Vendanges 2017 – Jour 17 – Ronger son frein


Stop. Voilà, j’ai donné le signal du stop, samedi, après avoir vendangé les derniers raisins destinés aux Sorcières (supers Mourvèdre de Case de Pène).

Dans le doute.

Comme toujours.

Si tu ne doutes pas, tu n’es pas vigneron. En même temps, si tu ne les surmontes pas, tes pu…. de doutes, tu ne peux pas être un vigneron heureux.

Donc, on arrête. Il reste juste un peu de Grenache, le meilleur Carignan, le plus beau de la Vallée Nord, là haut, à 600 mètres, a pôle nord d’ci. La météo est idéale, je n’aurai pas osé la demandé et, à  moins qu’on ne m’ouvre mes clôtures ou qu’on me vole les batteries, mes raisins sont tranquille-pépère. Ne riez pas, cela arrive chaque année. Je le vois. Mais je ne veux pas consacrer le moindre temps de cerveau disponible à me poser la question de qui fait cela. Mais, bien sûr, c’est encore arrivé cette année. C’est la vie. Mais la vie de parano n’est pas une vie. Alors, je respire et je passe à autre chose.

On annonce même, enfin, un peu de pluie. Enfin, de la pluie… Si on peut dire. Parce qu’ailleurs, ce genre de pluie, on ne le note même pas : 1 mn par ici, 4 par là, de quoi laver les feuilles et assouplir le sol, le préparant pour le labour léger d’octobre auquel nous pensons déjà, bien sûr. On la prend, cette eau, et on sourit. Surtout pour les olives. Ah, si on pouvait gagner encore un calibre sur les picholines, on pourrait peut-être réparer les banquettes. Déjà dans l’année prochaine. C’est fait comme ça, un vigneron.

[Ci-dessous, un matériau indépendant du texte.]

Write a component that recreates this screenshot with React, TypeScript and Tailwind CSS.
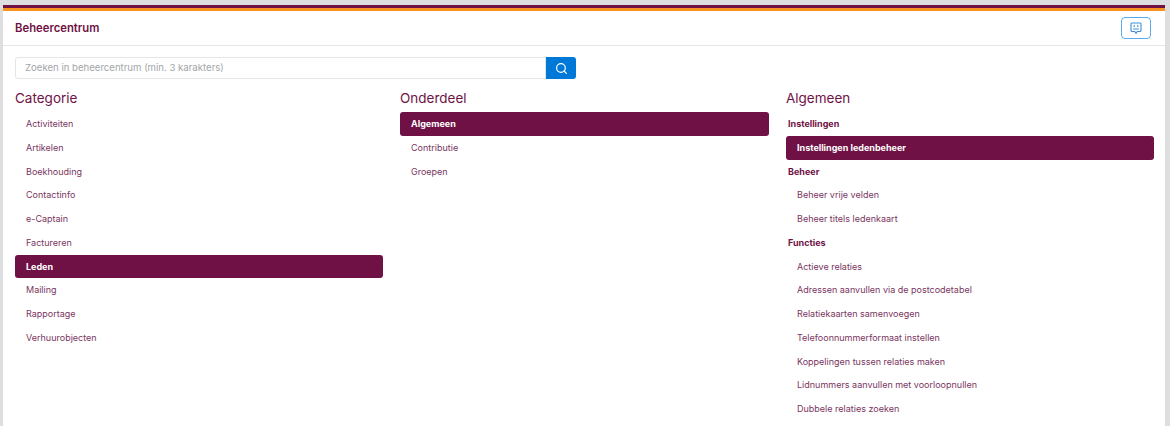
import React from 'react';
import { Search } from 'lucide-react';

const categories = ['Activiteiten', 'Artikelen', 'Boekhouding', 'Contactinfo', 'e-Captain', 'Factureren', 'Leden', 'Mailing', 'Rapportage', 'Verhuurobjecten'];
const parts = ['Algemeen', 'Contributie', 'Groepen'];
const functies = [
  'Actieve relaties',
  'Adressen aanvullen via de postcodetabel',
  'Relatiekaarten samenvoegen',
  'Telefoonnummerformaat instellen',
  'Koppelingen tussen relaties maken',
  'Lidnummers aanvullen met voorloopnullen',
  'Dubbele relaties zoeken',
];

function Item({ label, active }: { label: string; active?: boolean }) {
  if (active) {
    return (
      <div className="h-[23.75px] flex items-center pl-[11px] rounded-[3px] bg-[#701145] text-white font-bold text-[9px]">
        {label}
      </div>
    );
  }
  return <div className="h-[23.75px] flex items-center pl-[11px] text-[#7a3560] text-[9px]">{label}</div>;
}

function Heading({ label }: { label: string }) {
  return <div className="h-[23.75px] flex items-center pl-[2px] text-[#701145] font-bold text-[9px]">{label}</div>;
}

function ChatIcon() {
  return (
    <svg width="14" height="14" viewBox="0 0 14 14" fill="none" stroke="#3f8fd8" strokeWidth="1.1" strokeLinecap="round" strokeLinejoin="round">
      <path d="M3 2h8a1 1 0 0 1 1 1v6.5a1 1 0 0 1-1 1H8.2L7 12.4 5.8 10.5H3a1 1 0 0 1-1-1V3a1 1 0 0 1 1-1z" />
      <path d="M5.2 4.4v1.4M8.8 4.4v1.4M4.6 8h4.8" />
    </svg>
  );
}

export default function App() {
  return (
    <div className="h-[426px] w-[1170px] overflow-hidden bg-[#dcdee0] pl-[3px] pt-[5px] pr-[5px] font-['Inter',sans-serif]">
      <div className="h-full bg-white">
        <div className="h-[3px] bg-[#701145]" />
        <div className="h-[3px] bg-[#f7931e]" />
        <div className="h-[35px] flex items-center justify-between pl-3 pr-[14px] border-b border-[#e3e5e7]">
          <div className="text-[#701145] font-semibold text-[11.3px]">Beheercentrum</div>
          <button type="button" className="w-[30px] h-[22px] flex items-center justify-center rounded-[4px] border border-[#5aa9ea] bg-white">
            <ChatIcon />
          </button>
        </div>
        <div className="pl-3 pr-[11px] pt-[11px]">
          <div className="flex w-[561px] h-[22px]">
            <div className="flex-1 flex items-center pl-[9px] border border-[#e3e5e7] rounded-l-[3px] text-[#a3a5a8] text-[9.6px]">
              Zoeken in beheercentrum (min. 3 karakters)
            </div>
            <button type="button" className="w-[30px] flex items-center justify-center bg-[#0078d7] rounded-r-[3px]">
              <Search className="w-[13px] h-[13px] text-white" strokeWidth={2.25} />
            </button>
          </div>
          <div className="flex gap-[17px] mt-[7px]">
            <div className="w-[368px]">
              <div className="h-6 flex items-center text-[#701145] text-[13.5px]">Categorie</div>
              <div className="mt-[2px]">
                {categories.map((c) => (
                  <Item key={c} label={c} active={c === 'Leden'} />
                ))}
              </div>
            </div>
            <div className="w-[369px]">
              <div className="h-6 flex items-center text-[#701145] text-[13.5px]">Onderdeel</div>
              <div className="mt-[2px]">
                {parts.map((p) => (
                  <Item key={p} label={p} active={p === 'Algemeen'} />
                ))}
              </div>
            </div>
            <div className="w-[368px]">
              <div className="h-6 flex items-center text-[#701145] text-[13.5px]">Algemeen</div>
              <div className="mt-[2px]">
                <Heading label="Instellingen" />
                <Item label="Instellingen ledenbeheer" active />
                <Heading label="Beheer" />
                <Item label="Beheer vrije velden" />
                <Item label="Beheer titels ledenkaart" />
                <Heading label="Functies" />
                {functies.map((f) => (
                  <Item key={f} label={f} />
                ))}
              </div>
            </div>
          </div>
        </div>
      </div>
    </div>
  );
}
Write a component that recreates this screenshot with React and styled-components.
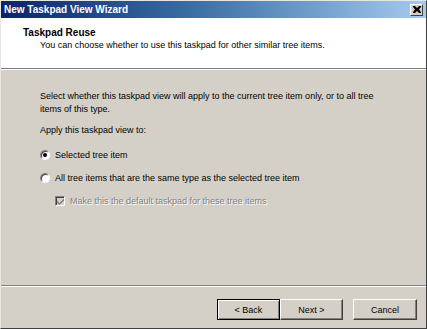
import React from 'react'
import styled, {createGlobalStyle} from 'styled-components'

const GlobalStyle = createGlobalStyle`
html, body {
margin: 0;
padding: 0;
background: #d4d0c8;
overflow: hidden;
}
`
const Window = styled.div`
width: 427px;
height: 329px;
box-sizing: border-box;
display: flex;
flex-direction: column;
background-color: #d4d0c8;
border: 1px solid;
border-color: #e8e6e0 #404040 #404040 #e8e6e0;
font-family: "Liberation Sans", Arial, sans-serif;
font-size: 9px;
color: #000;
`
const TitleBar = styled.div`
height: 17px;
display: flex;
align-items: center;
justify-content: space-between;
padding: 0 3px 0 3px;
background: linear-gradient(to right, #0a246a 0%, #3a6ea5 45%, #a6caf0 100%);
`
const Title = styled.div`
color: white;
font-weight: bold;
font-size: 10px;
`
const CloseBtn = styled.div`
width: 13px;
height: 12px;
box-sizing: border-box;
display: flex;
align-items: center;
justify-content: center;
background-color: #d4d0c8;
border: 1px solid;
border-color: #fff #404040 #404040 #fff;
`
const Header = styled.div`
height: 50px;
box-sizing: border-box;
background-color: white;
padding: 9px 0 0 22px;
`
const HeaderTitle = styled.div`
font-weight: bold;
font-size: 10px;
line-height: 12px;
`
const HeaderText = styled.div`
line-height: 12px;
padding-left: 17px;
`
const Separator = styled.div`
height: 0;
border-top: 1px solid #808080;
border-bottom: 1px solid #fff;
`
const Body = styled.div`
flex: 1;
display: flex;
flex-direction: column;
padding: 20px 0 0 39px;
`
const Para = styled.div`
line-height: 13px;
margin-bottom: ${p => p.gap || 0}px;
`
const Option = styled.label`
display: flex;
align-items: center;
height: 14px;
margin-bottom: 9px;
padding-left: ${p => p.indent || 0}px;
color: ${p => p.disabled ? '#808080' : '#000'};
text-shadow: ${p => p.disabled ? '1px 1px 0 #fff' : 'none'};
`
const Radio = styled.span`
width: 10px;
height: 10px;
box-sizing: border-box;
border-radius: 50%;
background-color: white;
border: 1px solid;
border-color: #808080 #fff #fff #808080;
box-shadow: inset 1px 1px 0 #404040;
display: flex;
align-items: center;
justify-content: center;
margin: 0 5px 0 0;
&::after {
content: '';
width: 4px;
height: 4px;
border-radius: 50%;
background-color: ${p => p.checked ? '#000' : 'transparent'};
}
`
const CheckBox = styled.span`
width: 10px;
height: 10px;
box-sizing: border-box;
background-color: #d4d0c8;
border: 1px solid;
border-color: #808080 #fff #fff #808080;
box-shadow: inset 1px 1px 0 #404040;
display: flex;
align-items: center;
justify-content: center;
margin-right: 5px;
`
const Footer = styled.div`
height: 41px;
box-sizing: border-box;
display: flex;
justify-content: flex-end;
align-items: flex-start;
padding: 12px 9px 0 0;
`
const Button = styled.div`
width: ${p => p.w || 63}px;
height: 21px;
box-sizing: border-box;
display: flex;
align-items: center;
justify-content: center;
margin-left: ${p => p.gap || 0}px;
background-color: #d4d0c8;
border: 1px solid;
border-color: ${p => p.def ? '#000' : '#fff #404040 #404040 #fff'};
box-shadow: ${p => p.def ? 'inset 1px 1px 0 #fff, inset -1px -1px 0 #808080' : 'inset -1px -1px 0 #808080'};
`

export default function App(){
    return(
        <Window>
            <GlobalStyle />
            <TitleBar>
                <Title>New Taskpad View Wizard</Title>
                <CloseBtn>
                    <svg width="8" height="7" viewBox="0 0 8 7">
                        <path d="M0 0h2l2 2 2-2h2v1l-2 2.5 2 2.5v1h-2l-2-2-2 2h-2v-1l2-2.5-2-2.5z" fill="#000"/>
                    </svg>
                </CloseBtn>
            </TitleBar>
            <Header>
                <HeaderTitle>Taskpad Reuse</HeaderTitle>
                <HeaderText>You can choose whether to use this taskpad for other similar tree items.</HeaderText>
            </Header>
            <Separator />
            <Body>
                <Para gap={8}>
                    Select whether this taskpad view will apply to the current tree item only, or to all tree<br/>
                    items of this type.
                </Para>
                <Para gap={11}>Apply this taskpad view to:</Para>
                <Option><Radio checked />Selected tree item</Option>
                <Option><Radio />All tree items that are the same type as the selected tree item</Option>
                <Option indent={15} disabled>
                    <CheckBox>
                        <svg width="7" height="7" viewBox="0 0 7 7">
                            <path d="M0 2.5l2.5 2.5 4.5-4.5v2l-4.5 4.5-2.5-2.5z" fill="#808080"/>
                        </svg>
                    </CheckBox>
                    Make this the default taskpad for these tree items
                </Option>
            </Body>
            <Separator />
            <Footer>
                <Button def>&lt; Back</Button>
                <Button>Next &gt;</Button>
                <Button gap={10} w={64}>Cancel</Button>
            </Footer>
        </Window>
    )
}
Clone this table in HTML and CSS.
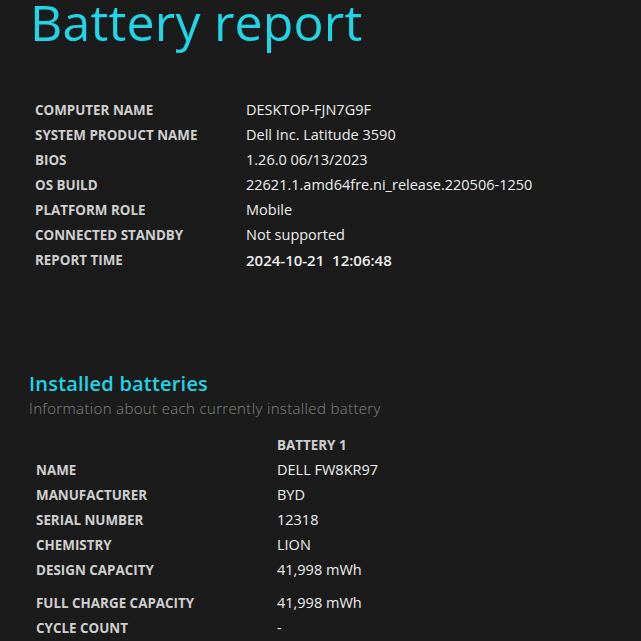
FILE: index.html
```html
<!DOCTYPE html>
<html>
<head>
<meta charset="utf-8">
<link rel="stylesheet" href="styles.css">
</head>
<body>
<main class="page">
  <h1 class="title">Battery report</h1>
  <section class="info">
    <div class="row"><span class="label">COMPUTER NAME</span><span class="value">DESKTOP-FJN7G9F</span></div>
    <div class="row"><span class="label">SYSTEM PRODUCT NAME</span><span class="value">Dell Inc. Latitude 3590</span></div>
    <div class="row"><span class="label">BIOS</span><span class="value">1.26.0 06/13/2023</span></div>
    <div class="row"><span class="label">OS BUILD</span><span class="value">22621.1.amd64fre.ni_release.220506-1250</span></div>
    <div class="row"><span class="label">PLATFORM ROLE</span><span class="value">Mobile</span></div>
    <div class="row"><span class="label">CONNECTED STANDBY</span><span class="value">Not supported</span></div>
    <div class="row"><span class="label">REPORT TIME</span><span class="value strong">2024-10-21&nbsp; 12:06:48</span></div>
  </section>
  <section class="batteries">
    <h2 class="section-title">Installed batteries</h2>
    <p class="section-sub">Information about each currently installed battery</p>
    <div class="btable">
      <div class="brow head"><span class="blabel"></span><span class="bhead">BATTERY 1</span></div>
      <div class="brow"><span class="blabel">NAME</span><span class="bvalue">DELL FW8KR97</span></div>
      <div class="brow"><span class="blabel">MANUFACTURER</span><span class="bvalue">BYD</span></div>
      <div class="brow"><span class="blabel">SERIAL NUMBER</span><span class="bvalue">12318</span></div>
      <div class="brow"><span class="blabel">CHEMISTRY</span><span class="bvalue">LION</span></div>
      <div class="brow"><span class="blabel">DESIGN CAPACITY</span><span class="bvalue">41,998 mWh</span></div>
      <div class="brow gap"><span class="blabel">FULL CHARGE CAPACITY</span><span class="bvalue">41,998 mWh</span></div>
      <div class="brow"><span class="blabel">CYCLE COUNT</span><span class="bvalue">-</span></div>
    </div>
  </section>
</main>
</body>
</html>
```
FILE: styles.css
```css
html, body {
  margin: 0;
  padding: 0;
  background: #1b1b1b;
}
body {
  font-family: "Open Sans", "Noto Sans", sans-serif;
  color: #ececec;
  overflow: hidden;
  height: 641px;
}
.page {
  padding-left: 29px;
}
.title {
  margin: 0;
  padding-left: 1px;
  font-weight: 400;
  font-size: 50px;
  line-height: 50px;
  height: 52px;
  color: #1fd5e6;
  letter-spacing: 0.2px;
  margin-top: -3px;
}
.info {
  margin-top: 48px;
  padding-left: 6px;
}
.row {
  display: grid;
  grid-template-columns: 211px auto;
  height: 25px;
  align-items: center;
}
.label, .blabel, .bhead {
  font-weight: 700;
  font-size: 13.4px;
  color: #cfcfcf;
  white-space: nowrap;
}
.value, .bvalue {
  font-size: 14.5px;
  color: #eeeeee;
  white-space: nowrap;
}
.strong {
  font-weight: 600;
  font-size: 15px;
}
.batteries {
  margin-top: 100px;
}
.section-title {
  margin: 0;
  font-size: 20px;
  font-weight: 600;
  color: #1fd5e6;
  line-height: 24px;
  letter-spacing: 0.2px;
}
.section-sub {
  margin: 0;
  font-size: 15px;
  font-weight: 300;
  color: #858585;
  line-height: 24px;
  letter-spacing: 0.35px;
}
.btable {
  margin-top: 13px;
  padding-left: 7px;
}
.brow {
  display: grid;
  grid-template-columns: 241px auto;
  height: 25px;
  align-items: center;
}
.brow.head {
  height: 24px;
}
.brow.gap {
  margin-top: 8px;
}
```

Ai-je raison d’arrêter ? Ai-je tort ? A vrai dire, je n’en sais rien et, en vérité, je ne le saurai jamais non plus. C’est ce qui est bien, dans ce métier : Il n’y a qu’un raisin, qu’une année, dans un terroir unique et qu’une seule date pour les vendanges. Tu le prends ? OK. Tu le laisses ? OK aussi. Dans les deux cas, tu auras du vin que tu auras et tu ne pourras jamais savoir le vin que tu aurais eu, si… Pas de regrets. Pas de remords. Au fil des années, ce genre de choix te formate un peu, te change, te «forge» même, te modèle. Moi, il m’élève. Dans la vie du domaine, bien sûr. Mais dans ma vie tout court, aussi, où je ne suis pas de ceux qui se retournent en se disant «ah, mon Dieu, si j’avais pris à droite au lieu de prendre à gauche, ma vie serait ceci, ou ne serait pas cela, dire que j’aurai pu être ceci…». Ma vie est ce qu’elle est. Je l’accepte et je l’aime. Ou je retrousse mes manches et je la change. Pour ce genre de leçon, la vigne est le maître idéal…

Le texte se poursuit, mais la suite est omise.